去 keepalived 源码目录下拷贝启动脚本到/etc/init.d/下

cd /usr/local/src/keepalived-2.2.7
#把对应的启动脚本拷贝到/etc/init.d,方便用service命令进行操作
cp /usr/local/src/keepalived-2.2.7/keepalived/etc/init.d/keepalived /etc/init.d/keepalived
ll /etc/init.d/ | grep keepalived

修改/etc/init.d/keepalived启动脚本

/etc/init.d/keepalived

默认配置:

pidfile: /var/run/keepalived.pid
config: /etc/keepalived/keepalived.conf
#把配置文件移动到启动应用默认找的路径/etc/keepalived/keepalived.conf
mv  /usr/local/keepalived/etc/keepalived/keepalived.conf.sample  /etc/keepalived/keepalived.conf

服务的启动停止

service keepalived start|stop|restart

主从配置文件 

keepalived配置文件

模板

global_defs {
   #主机标识符,主从可以相同也可以不相同
   router_id MySQL-HA
} 

vrrp_script check_run {
#文件用以检测MySQL服务是否正常,当发现连接不上mysql,自动把keepalived进程杀掉,让VIP进行漂移。
script "/home/mysql/mysql_check.sh"
interval 60
}

vrrp_sync_group VG1 {
group {
VI_1
}
}

vrrp_instance VI_1 {
    #表示keepalived角色,都是设成BACKUP则以优先级为主要参考
    state BACKUP
	#指定HA监听的网络接口 ifconfig看到的网络接口名,此处是ens33
    interface ens33
	#虚拟路由标识,取值0-255,master-1和master-2保持一致
    virtual_router_id 51
	#优先级,用来选举master,取值范围1-255
    priority 100  
	#发VRRP包时间间隔,即多久进行一次master选举
    advert_int 1
	#不抢占,即允许一个priority值比较低的一个节点作为master
    nopreempt
	#执行对应的检查脚本
    track_script {
    check_run
    }
    #/home/mysql/master.sh的作用是状态改为master以后执行的脚本。

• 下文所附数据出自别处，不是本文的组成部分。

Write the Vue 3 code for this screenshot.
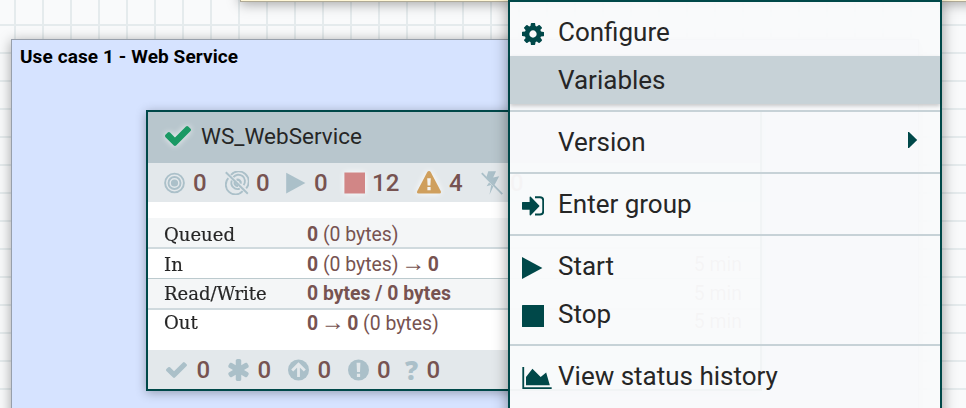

首先判断复制是否有延迟,如果有延迟,等1分钟后,不论是否有延迟,都并停止复制,并且记录binlog和pos点。
    notify_master /home/mysql/master.sh
    #/home/mysql/stop.sh表示Keepalived停止以后需要执行的脚本。检查是否还有复制写入操作,最后无论是否执行完毕都退出。
    notify_stop /home/mysql/stop.sh

    virtual_ipaddress {
        192.168.10.240
    }
}

主库配置文件

vi /etc/keepalived/keepalived.conf
global_defs {
   router_id MySQL-HA
} 

vrrp_script check_run {
script "/home/mysql/mysql_check.sh"
interval 60
}

vrrp_sync_group VG1 {
group {
VI_1
}
}

vrrp_instance VI_1 {
    state BACKUP
    interface ens33
    virtual_router_id 51
    priority 100  
    advert_int 1
    nopreempt
    track_script {
    check_run
    }
    notify_master /home/mysql/master.sh
    notify_stop /home/mysql/stop.sh

    virtual_ipaddress {
        192.168.10.240
    }
}

从库配置文件

global_defs {
   router_id MySQL-HA
} 

vrrp_script check_run {
script "/home/mysql/mysql_check.sh"
interval 60
}

vrrp_sync_group VG1 {
group {
VI_1
}
}

vrrp_instance VI_1 {
    state BACKUP
    interface ens33
    virtual_router_id 51
    priority 90  
    advert_int 1
    nopreempt
    track_script {
    check_run
    }
    notify_master /home/mysql/master.sh
    notify_stop /home/mysql/stop.sh

    virtual_ipaddress {
        192.168.10.240
    }
}

 

master与slave的keepalived配置文件中只有priority设置不同,master为100,slave为90,其它全一样。配置文件是以块形式组织的,每个块都在{}包围的范围内,#和!开头的行都是注释。 

keepalived配置文件参数介绍

MySQL 如何保证高可用 mysql高可用keepalived_数据库

检查及启停脚本 

主备两边的脚本相同

主库主要执行的操作

/home/mysql/mysql_check.sh文件用以检测MySQL服务是否正常,当发现连接不上mysql,自动把keepalived进程杀掉,让VIP进行漂移。

从库切换以后要执行的操作

/home/mysql/master.sh的作用是状态改为master以后执行的脚本。首先判断复制是否有延迟,如果有延迟,等1分钟后,不论是否有延迟,都并停止复制,并且记录binlog和pos点。

主库主要执行的操作 

/home/mysql/stop.sh表示Keepalived停止以后需要执行的脚本。检查是否还有复制写入操作,最后无论是否执行完毕都退出。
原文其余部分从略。